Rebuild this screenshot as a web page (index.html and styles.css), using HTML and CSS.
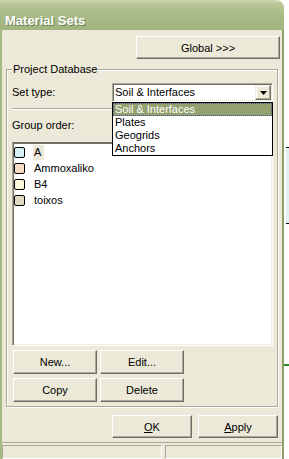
FILE: index.html
```html
<!DOCTYPE html>
<html lang="en">
  <head>
    <meta charset="UTF-8" />
    <meta name="viewport" content="width=device-width, initial-scale=1.0" />
    <title>Material Sets</title>
    <link rel="stylesheet" href="styles.css">
  </head>
  <body>
    <div class="window">
      <div class="titlebar">
        <span class="title">Material Sets</span>
      </div>
      <div class="frame">
        <div class="client">
          <div class="top-row">
            <button class="btn btn-global">Global &gt;&gt;&gt;</button>
          </div>

          <div class="group">
            <span class="legend">Project Database</span>

            <div class="set-type">
              <span class="set-label">Set type:</span>
              <div class="combo">
                <span class="combo-text">Soil &amp; Interfaces</span>
                <span class="combo-arrow">
                  <svg width="7" height="4" viewBox="0 0 7 4">
                    <path d="M0 0h7L3.5 4z" fill="#000" />
                  </svg>
                </span>
                <!-- open drop-down list -->
                <ul class="dropdown">
                  <li class="selected">Soil &amp; Interfaces</li>
                  <li>Plates</li>
                  <li>Geogrids</li>
                  <li>Anchors</li>
                </ul>
              </div>
            </div>

            <div class="separator"></div>

            <div class="group-label">Group order:</div>

            <ul class="list">
              <li><span class="swatch swatch-a"></span><span class="item-text current">A</span></li>
              <li><span class="swatch swatch-ammo"></span><span class="item-text">Ammoxaliko</span></li>
              <li><span class="swatch swatch-b4"></span><span class="item-text">B4</span></li>
              <li><span class="swatch swatch-toixos"></span><span class="item-text">toixos</span></li>
            </ul>

            <div class="btn-grid">
              <button class="btn">New...</button>
              <button class="btn">Edit...</button>
              <button class="btn">Copy</button>
              <button class="btn">Delete</button>
            </div>
          </div>

          <div class="dialog-buttons">
            <button class="btn btn-dialog"><u>O</u>K</button>
            <button class="btn btn-dialog"><u>A</u>pply</button>
          </div>
        </div>

        <div class="statusbar">
          <div class="panel panel-left"></div>
          <div class="panel panel-right"></div>
        </div>
      </div>
    </div>

    <!-- bits of the window behind -->
    <div class="behind-box"></div>
    <div class="behind-line"></div>
  </body>
</html>
```

FILE: styles.css
```css
body {
  margin: 0;
  background-color: #fff;
  font-family: "Liberation Sans", Arial, sans-serif;
  font-size: 11px;
  color: #000;
}
.window {
  display: flex;
  flex-direction: column;
  width: 284px;
  height: 459px;
  border-top-right-radius: 8px;
  overflow: hidden;
  background-color: #ece9d8;
}
.titlebar {
  box-sizing: border-box;
  height: 30px;
  padding: 13px 0 0 5px;
  background: linear-gradient(to bottom, #d0dab3 0, #b6c694 4px, #abbc89 45%, #a2b480 100%);
}
.title {
  display: block;
  line-height: 15px;
  font-size: 13px;
  font-weight: bold;
  color: #fff;
  text-shadow: 1px 1px 0 #6f7f50;
}
.frame {
  flex: 1;
  display: flex;
  flex-direction: column;
  border-left: 2px solid #a6b884;
  border-right: 2px solid #8c9d6c;
}
.client {
  padding: 6px 2px 0 4px;
}
.top-row {
  display: flex;
  justify-content: flex-end;
}
/* classic 3D push button */
.btn {
  box-sizing: border-box;
  height: 24px;
  padding: 0;
  margin: 0;
  font-family: "Liberation Sans", Arial, sans-serif;
  font-size: 11px;
  color: #000;
  background-color: #ece9d8;
  border: 1px solid;
  border-color: #fff #716f64 #716f64 #fff;
  box-shadow: inset -1px -1px 0 #aca899;
  border-radius: 0;
}
.btn-global {
  width: 144px;
  height: 23px;
}
/* etched group box */
.group {
  position: relative;
  margin: 10px 2px 0 0;
  padding: 13px 4px 4px 5px;
  border: 1px solid #aca899;
  box-shadow: inset 1px 1px 0 #fff, 1px 1px 0 #fff;
}
.legend {
  position: absolute;
  top: -7px;
  left: 5px;
  padding: 0 1px;
  line-height: 13px;
  background-color: #ece9d8;
}
.set-type {
  display: flex;
  align-items: center;
  height: 19px;
}
.set-label {
  flex: 0 0 100px;
  line-height: 13px;
}
.combo {
  position: relative;
  flex: 1;
  box-sizing: border-box;
  display: flex;
  align-items: center;
  height: 19px;
  background-color: #fff;
  border: 1px solid;
  border-color: #aca899 #fff #fff #aca899;
  box-shadow: inset 1px 1px 0 #716f64, inset -1px -1px 0 #f1efe2;
  padding: 1px 1px 1px 2px;
}
.combo-text {
  flex: 1;
  line-height: 13px;
}
.combo-arrow {
  box-sizing: border-box;
  display: flex;
  align-items: center;
  justify-content: center;
  width: 16px;
  height: 15px;
  background-color: #ece9d8;
  border: 1px solid;
  border-color: #f1efe2 #716f64 #716f64 #f1efe2;
  box-shadow: inset -1px -1px 0 #aca899, inset 1px 1px 0 #fff;
}
.dropdown {
  position: absolute;
  top: calc(100% + 1px);
  left: -1px;
  right: -1px;
  margin: 0;
  padding: 0;
  list-style: none;
  background-color: #fff;
  border: 1px solid #000;
  z-index: 2;
}
.dropdown li {
  box-sizing: border-box;
  height: 13px;
  line-height: 13px;
  padding-left: 2px;
}
.dropdown .selected {
  background-color: #93a070;
  color: #fff;
  outline: 1px dotted #4a4f8a;
  outline-offset: -1px;
}
.separator {
  margin-top: 6px;
  border-top: 1px solid #aca899;
  border-bottom: 1px solid #fff;
}
.group-label {
  margin-top: 9px;
  line-height: 13px;
}
/* sunken list box */
.list {
  box-sizing: border-box;
  height: 204px;
  margin: 10px 0 0;
  padding: 1px 0 0 1px;
  list-style: none;
  background-color: #fff;
  border: 1px solid;
  border-color: #716f64 #fff #fff #aca899;
  box-shadow: inset 1px 1px 0 #716f64, inset -1px -1px 0 #f1efe2;
}
.list li {
  display: flex;
  align-items: center;
  height: 16px;
}
.swatch {
  box-sizing: border-box;
  width: 11px;
  height: 11px;
  border: 1px solid #000;
  border-radius: 2px;
  margin-right: 8px;
}
.swatch-a {
  background-color: #d6eff5;
}
.swatch-ammo {
  background-color: #f7dcc6;
}
.swatch-b4 {
  background-color: #fbfadd;
}
.swatch-toixos {
  background-color: #e2d9c1;
}
.item-text {
  padding: 1px;
  line-height: 13px;
}
.item-text.current {
  padding-right: 3px;
  background-color: #ece9d8;
}
.btn-grid {
  display: grid;
  grid-template-columns: 84px 84px;
  column-gap: 3px;
  row-gap: 4px;
  margin-top: 4px;
  padding-left: 1px;
}
.dialog-buttons {
  display: flex;
  justify-content: flex-end;
  gap: 6px;
  margin: 8px 2px 0 0;
}
.btn-dialog {
  width: 80px;
  height: 23px;
}
.statusbar {
  flex: 1;
  display: flex;
  gap: 3px;
  margin-top: 4px;
  padding-top: 2px;
  border-top: 1px solid #aca899;
}
.panel {
  border: 1px solid;
  border-color: #aca899 #fff #fff #aca899;
}
.panel-left {
  width: 158px;
}
.panel-right {
  flex: 1;
}
.behind-box {
  position: absolute;
  left: 286px;
  top: 147px;
  width: 10px;
  height: 75px;
  background-color: #dff3f3;
  border-top: 1px solid #000;
  border-bottom: 1px solid #000;
}
.behind-line {
  position: absolute;
  left: 284px;
  top: 364px;
  width: 10px;
  height: 2px;
  background-color: #2d8a2d;
}
```
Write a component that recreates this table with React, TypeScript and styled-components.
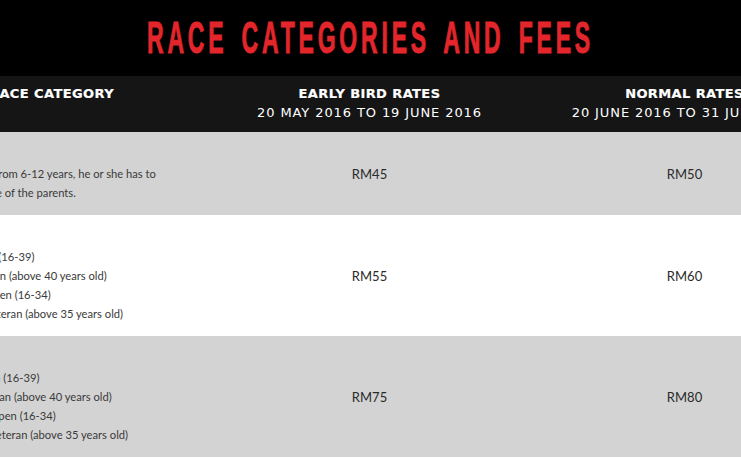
import React from "react";
import styled, { createGlobalStyle } from "styled-components";

const GlobalStyle = createGlobalStyle`
  html, body {
    margin: 0;
    padding: 0;
    background: #ffffff;
    overflow: hidden;
  }
  * { box-sizing: border-box; }
`;

const Page = styled.div`
  width: 741px;
  overflow: hidden;
`;

const TitleBar = styled.header`
  height: 76px;
  background: #000000;
  display: flex;
  align-items: center;
  justify-content: center;
`;

const Title = styled.h1`
  margin: 0;
  font-family: "Liberation Sans", Arial, sans-serif;
  font-weight: 700;
  font-size: 23px;
  line-height: 1;
  letter-spacing: 3.8px;
  word-spacing: 4px;
  color: #e3262c;
  -webkit-text-stroke: 0.5px #e3262c;
  transform: scaleY(1.95);
  white-space: nowrap;
`;

const Table = styled.div`
  margin-left: -80px;
  width: 1000px;
`;

const Row = styled.div<{ $tone: "head" | "gray" | "white" }>`
  display: grid;
  grid-template-columns: 292px 315px 315px;
  background: ${(p) =>
    p.$tone === "head" ? "#151515" : p.$tone === "gray" ? "#d3d3d3" : "#ffffff"};
  ${(p) => (p.$tone === "head" ? "height: 56px; padding-top: 9px;" : "padding: 13px 0;")}
`;

const HeadCell = styled.div<{ $align?: "left" | "center" }>`
  text-align: ${(p) => p.$align ?? "center"};
  padding-left: ${(p) => (p.$align === "left" ? "69px" : "0")};
  color: #ffffff;
  font-family: "DejaVu Sans", sans-serif;
  white-space: nowrap;
`;

const HeadLabel = styled.div`
  font-weight: 700;
  font-size: 13px;
  letter-spacing: 0.4px;
  line-height: 18px;
  -webkit-text-stroke: 0.2px #ffffff;
`;

const HeadDates = styled.div`
  font-weight: 400;
  font-size: 13px;
  letter-spacing: 0.9px;
  line-height: 20px;
`;

const CategoryCell = styled.div<{ $indent: number }>`
  padding-left: ${(p) => p.$indent}px;
  font-family: Lato, "Open Sans", sans-serif;
  font-size: 11.2px;
  line-height: 19px;
  color: #3a3a3a;
  white-space: nowrap;
`;

const CategoryName = styled.div`
  font-weight: 700;
`;

const Line = styled.div``;

const PriceCell = styled.div`
  align-self: center;
  text-align: center;
  font-family: Lato, "Open Sans", sans-serif;
  font-size: 13px;
  color: #2a2a2a;
  letter-spacing: 0.1px;
`;

type RowData = {
  name: string;
  lines: string[];
  early: string;
  normal: string;
  tone: "gray" | "white";
  indent: number;
};

const rows: RowData[] = [
  {
    name: "3KM",
    lines: ["Kids aged from 6-12 years, he or she has to", "be with one of the parents."],
    early: "RM45",
    normal: "RM50",
    tone: "gray",
    indent: 24,
  },
  {
    name: "10KM",
    lines: [
      "Men Open (16-39)",
      "Men Veteran (above 40 years old)",
      "Women Open (16-34)",
      "Women Veteran (above 35 years old)",
    ],
    early: "RM55",
    normal: "RM60",
    tone: "white",
    indent: 23,
  },
  {
    name: "21KM",
    lines: [
      "Men Open (16-39)",
      "Men Veteran (above 40 years old)",
      "Women Open (16-34)",
      "Women Veteran (above 35 years old)",
    ],
    early: "RM75",
    normal: "RM80",
    tone: "gray",
    indent: 28,
  },
];

export default function App() {
  return (
    <Page>
      <GlobalStyle />
      <TitleBar>
        <Title>RACE CATEGORIES AND FEES</Title>
      </TitleBar>
      <Table>
        <Row $tone="head">
          <HeadCell $align="left">
            <HeadLabel>RACE CATEGORY</HeadLabel>
          </HeadCell>
          <HeadCell>
            <HeadLabel>EARLY BIRD RATES</HeadLabel>
            <HeadDates>20 MAY 2016 TO 19 JUNE 2016</HeadDates>
          </HeadCell>
          <HeadCell>
            <HeadLabel>NORMAL RATES</HeadLabel>
            <HeadDates>20 JUNE 2016 TO 31 JULY 2016</HeadDates>
          </HeadCell>
        </Row>
        {rows.map((r) => (
          <Row key={r.name} $tone={r.tone}>
            <CategoryCell $indent={r.indent}>
              <CategoryName>{r.name}</CategoryName>
              {r.lines.map((l) => (
                <Line key={l}>{l}</Line>
              ))}
            </CategoryCell>
            <PriceCell>{r.early}</PriceCell>
            <PriceCell>{r.normal}</PriceCell>
          </Row>
        ))}
      </Table>
    </Page>
  );
}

^^^^^^^^

_What this task involves_.
Copy every line above that holds the word "components".

_Answer to the task_.
Write a component that recreates this table with React, TypeScript and styled-components.
import styled, { createGlobalStyle } from "styled-components";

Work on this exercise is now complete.